OK. The first question is, can you advance science? You get gold stars for participation only in the kindergarten. Any reason you think you will actually produce value as a scientist instead of being a burden to be dragged along?
A funny comparison you’re setting up. For equivalent situations, don’t you want to donate $60,000?
That may or may not be true—you will have to make strong assumptions about several things to argue any side of this case.
The point is that altruism is rare. Not that many people are willing to make personal sacrifices purely for the good of others.
You could just as easily ask “can you succeed in finance”? Obviously, if you don’t actually have the ability to do a certain job, then you probably shouldn’t make that your career path.
I would say that if you are working in finance, living in a financial center (say, New York City), and most people you know are also working in finance, it would be very difficult to live on $40,000 a year. You would be expected by your social acquaintances to own expensive suits, to drive a nice car, to go on expensive social outings, ect.
Giving 20% of your income, the way I’m suggesting, is itself a really, really hard thing to do. Most people don’t manage to give 10%.

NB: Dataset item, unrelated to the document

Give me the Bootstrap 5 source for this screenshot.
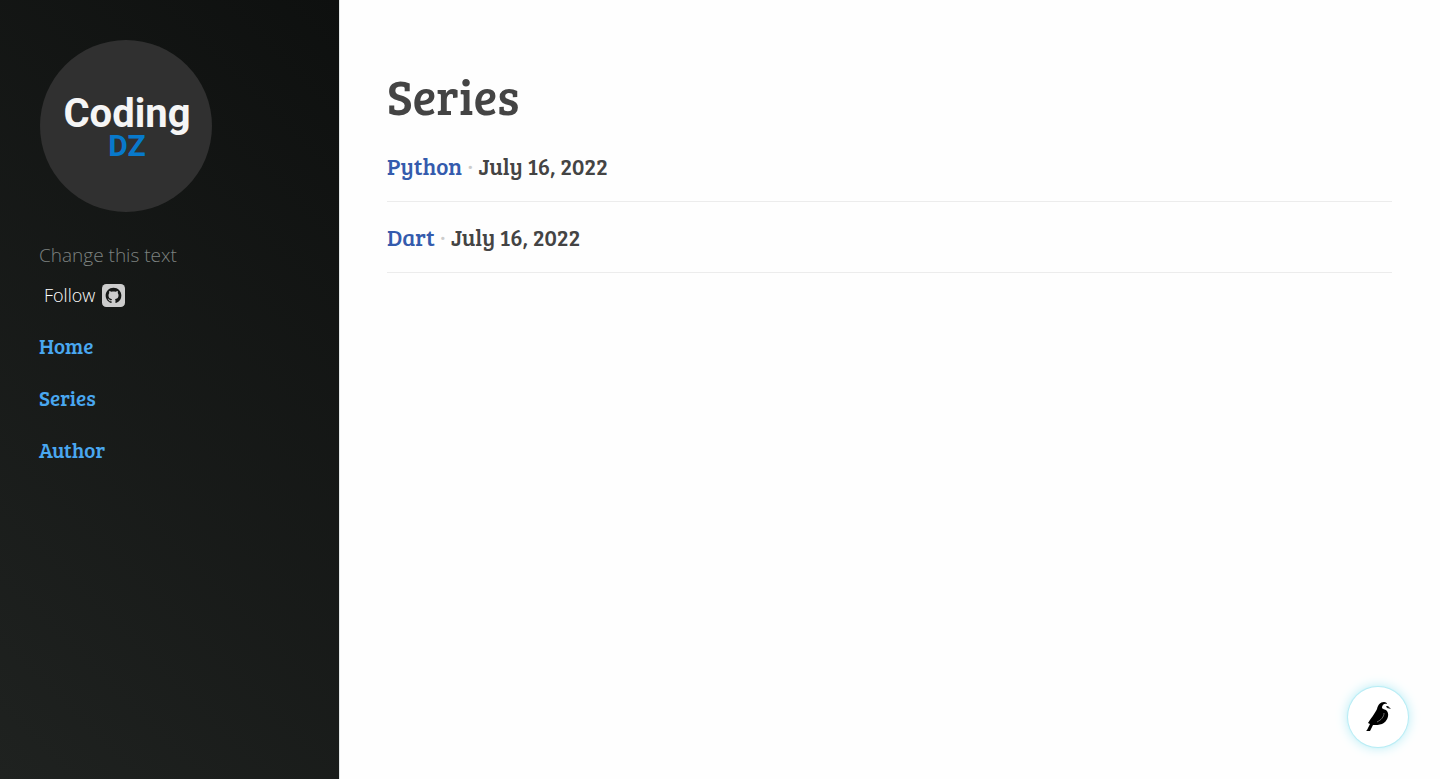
<!DOCTYPE html>
<html lang="en">
<head>
<meta charset="utf-8">
<meta name="viewport" content="width=device-width, initial-scale=1">
<title>Series</title>
<link href="https://cdn.jsdelivr.net/npm/bootstrap@5.3.0/dist/css/bootstrap.min.css" rel="stylesheet">
<style>
body { font-family: "Open Sans", sans-serif; color: #444; background: #fefefe; }
.slab { font-family: "Bree Serif", "DejaVu Serif Condensed", "DejaVu Serif", serif; }
.side { background: linear-gradient(45deg, #1f2220, #0e100f); padding: 40px 39px; box-shadow: 1px 0 #e4e8e8; }
.logo { width: 172px; height: 172px; margin-left: 1px; }
.logo text { font-family: Roboto, sans-serif; font-weight: 700; }
.tagline { font-size: 19px; line-height: 30px; font-weight: 300; color: #7d8280; margin-top: 22px; }
.follow { font-size: 18px; line-height: 24px; font-weight: 300; color: #fff; margin: 13px 0 0 5px; gap: 7px; }
.menu { margin-top: 24px; gap: 22px; }
.menu a { font-size: 21px; line-height: 30px; color: #49a7f0; }
.main-area { padding: 64px 48px; }
.title { font-size: 49px; line-height: 64px; color: #444; }
.entry { font-size: 23px; line-height: 30px; padding: 20px 0; border-bottom: 1px solid #ececec; margin: 0; }
.entry:first-child { padding-top: 23px; }
.entry a { color: #345bad; }
.dot { color: #ccc; }
.bird { width: 60px; height: 60px; right: 32px; bottom: 32px; background: #fff; box-shadow: 0 0 1px 1px #b4ebf4, 0 0 12px 1px #b9eef7; }
@media (min-width: 768px) { .side { width: 339px; } }
</style>
</head>
<body>
<div class="d-flex flex-column flex-md-row min-vh-100">
  <aside class="side flex-shrink-0">
    <a href="#" class="d-inline-block" aria-label="Coding DZ home">
      <svg class="logo d-block" viewBox="0 0 172 172">
        <circle cx="86" cy="86" r="86" fill="#303030"/>
        <text x="87" y="87" font-size="40" text-anchor="middle" fill="#f5f5f5">Coding</text>
        <text x="87" y="116" font-size="30" text-anchor="middle" fill="#0879cb">DZ</text>
      </svg>
    </a>
    <p class="tagline mb-0">Change this text</p>
    <div class="follow d-flex align-items-center">
      <span>Follow</span>
      <a href="#" class="d-block lh-1" aria-label="GitHub">
        <svg class="d-block" width="23" height="23" viewBox="0 0 24 24">
          <rect width="24" height="24" rx="4.5" fill="#ccc"/>
          <path transform="translate(3.8 3.9) scale(1.025)" fill="#151716" d="M8 0C3.58 0 0 3.58 0 8c0 3.54 2.29 6.53 5.47 7.59.4.07.55-.17.55-.38 0-.19-.01-.82-.01-1.49-2.01.37-2.53-.49-2.69-.94-.09-.23-.48-.94-.82-1.13-.28-.15-.68-.52-.01-.53.63-.01 1.08.58 1.23.82.72 1.21 1.87.87 2.33.66.07-.52.28-.87.51-1.07-1.78-.2-3.64-.89-3.64-3.95 0-.87.31-1.59.82-2.15-.08-.2-.36-1.02.08-2.12 0 0 .67-.21 2.2.82.64-.18 1.32-.27 2-.27s1.36.09 2 .27c1.53-1.04 2.2-.82 2.2-.82.44 1.1.16 1.92.08 2.12.51.56.82 1.27.82 2.15 0 3.07-1.87 3.75-3.65 3.95.29.25.54.73.54 1.48 0 1.07-.01 1.93-.01 2.2 0 .21.15.46.55.38A8.01 8.01 0 0 0 16 8c0-4.42-3.58-8-8-8z"/>
        </svg>
      </a>
    </div>
    <nav class="menu slab d-flex flex-column align-items-start">
      <a href="#" class="text-decoration-none">Home</a>
      <a href="#" class="text-decoration-none">Series</a>
      <a href="#" class="text-decoration-none">Author</a>
    </nav>
  </aside>
  <main class="main-area flex-grow-1">
    <h1 class="title slab fw-normal mb-0">Series</h1>
    <div>
      <h2 class="entry slab fw-normal"><a href="#" class="text-decoration-none">Python</a> <span class="dot">·</span> July 16, 2022</h2>
      <h2 class="entry slab fw-normal"><a href="#" class="text-decoration-none">Dart</a> <span class="dot">·</span> July 16, 2022</h2>
    </div>
  </main>
</div>
<button type="button" class="bird position-fixed border-0 rounded-circle p-0 d-flex align-items-center justify-content-center" aria-label="Wagtail menu">
  <svg width="28" height="32" viewBox="0 0 28 32">
    <path d="M4 22C6 19 11 12 13 8 14 4 16 1 20 1c2 0 3 1 3 2-3-1-5 1-5 4 0 1 3 1 5 3 3 4 0 11-5 13-3 1-6 1-9 1L6 30H3c-1 0-1-1 0-1l3-6z"/>
    <path d="M20 12c0 4-3 7-7 9" fill="none" stroke="#999" stroke-width=".7"/>
    <path d="M22 5l2 0 3 3-4-1z" fill="#222"/>
  </svg>
</button>
<script src="https://cdn.jsdelivr.net/npm/bootstrap@5.3.0/dist/js/bootstrap.bundle.min.js"></script>
</body>
</html>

Interesting. What makes you think that? My impression is that most people tend to be at least somewhat altruistic, and that “altruistic emotional rewards” (like “the joy you get from helping someone else”) tend to be a major driving factor in many people’s decision making processes.
I am not quite sure why that is relevant. Expectations of your social acquaintances are a really bad way to run your life.
I look at what people do, not at what they say.